Making the Port Wine Cherry Sauce:
- Simmer: In a medium saucepan, combine the port wine, chicken broth, cherries, balsamic vinegar, and honey. Bring to a simmer over medium heat.
- Thickening: Stir in the cornstarch mixture and continue to cook until the sauce thickens, about 5-7 minutes. Season with salt and pepper to taste.
- Finishing Touch: Once the sauce reaches your desired consistency, remove from heat and let it cool slightly before serving.
Tips and Variations
- What to Serve with Roast Goose: Classic side dishes include roasted potatoes, Brussels sprouts, red cabbage, and bread stuffing. These complement the rich flavor of the goose perfectly.
- Flavor Variations: Add a unique twist by incorporating different herbs and fruits in the stuffing, such as sage and oranges. For a more robust flavor, marinate the goose in red wine overnight before roasting.
- Substitutions: If cherries are unavailable, cranberries make an excellent substitute for the Port Wine Cherry Sauce.
- Cooking Methods: While roasting is traditional, you can also try slow-cooking the goose for a fall-off-the-bone texture. Alternatively, for a Chinese twist, roast the goose with five-spice powder and soy sauce.

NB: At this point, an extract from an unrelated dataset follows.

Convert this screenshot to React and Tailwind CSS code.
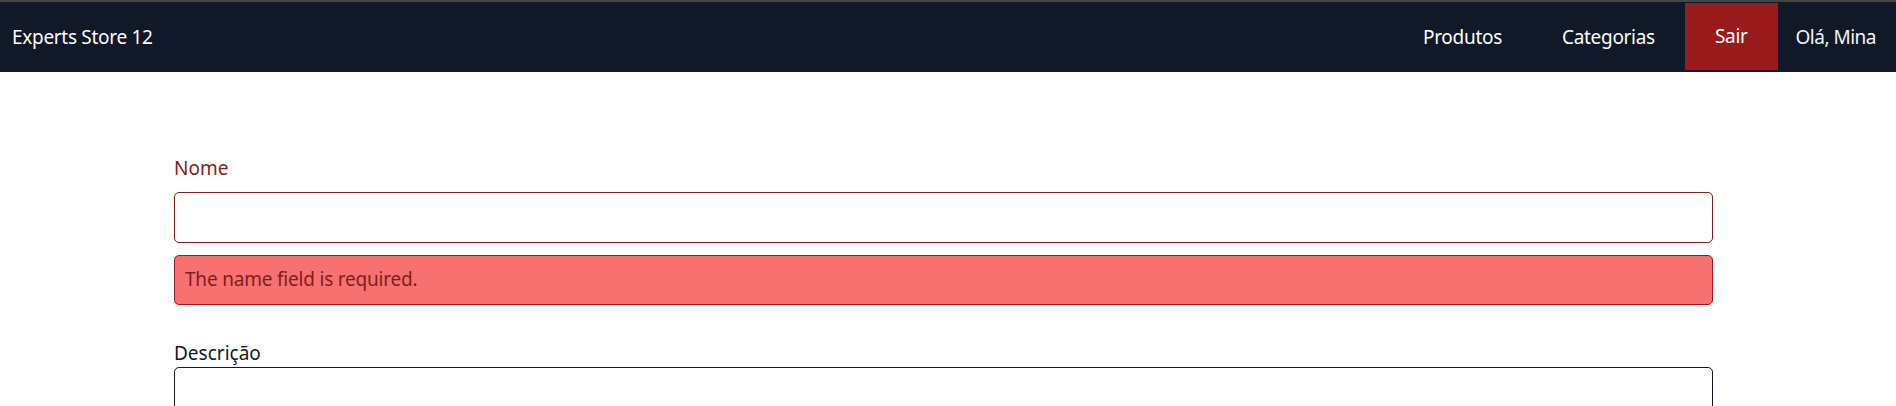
export default function App() {
  const font = { fontFamily: '"Noto Sans", "Open Sans", sans-serif' };
  return (
    <div className="min-h-[406px] bg-white" style={font}>
      <div className="h-[2px] bg-[#454545]" />
      <nav className="flex h-[70px] items-stretch justify-between bg-[#111827] text-[19px] tracking-[-0.3px] text-white">
        <div className="flex items-center pl-[12px]">Experts Store 12</div>
        <div className="flex items-stretch">
          <a className="flex items-center px-[30px]">Produtos</a>
          <a className="flex items-center px-[30px]">Categorias</a>
          <a className="mt-[1px] mb-[2px] flex items-center bg-[#991b1b] px-[30px]">Sair</a>
          <span className="flex items-center pl-[18px] pr-[20px] tracking-[-0.5px] text-gray-100">Olá, Mina</span>
        </div>
      </nav>
      <form className="ml-[174px] w-[1539px] pt-[82px]">
        <div className="flex flex-col">
          <label className="text-[19px] leading-[28.5px] text-[#7f1d1d]">Nome</label>
          <input className="mt-[9px] h-[51px] rounded-[5px] border border-[#7f1d1d] bg-white px-3 outline-none" />
          <div className="mt-[12px] flex h-[50px] items-center rounded-[5px] border border-[#991b1b] bg-[#f87171] px-[10px] text-[19px] tracking-[-0.2px] text-[#7f1d1d]">
            The name field is required.
          </div>
        </div>
        <div className="mt-[34px] flex flex-col">
          <label className="text-[19px] leading-[28.5px] text-[#111827]">Descrição</label>
          <textarea className="h-[100px] rounded-[5px] border border-[#111827] bg-white px-3 outline-none" />
        </div>
      </form>
    </div>
  );
}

Nutritional Information (Per Serving)
- Calories: 550
- Protein: 28g
- Carbohydrates: 14g
- Fat: 40g
- Fiber: 2g
- Sugar: 10g
- Sodium: 900mg
Conclusion
Roasting a goose may seem daunting, but with the right techniques and a bit of patience, you can create a show-stopping centerpiece for your holiday table. The combination of the rich, savory goose and the sweet-tart Port Wine Cherry Sauce is sure to impress your guests and make your meal unforgettable. We hope you enjoy making and sharing this delicious recipe.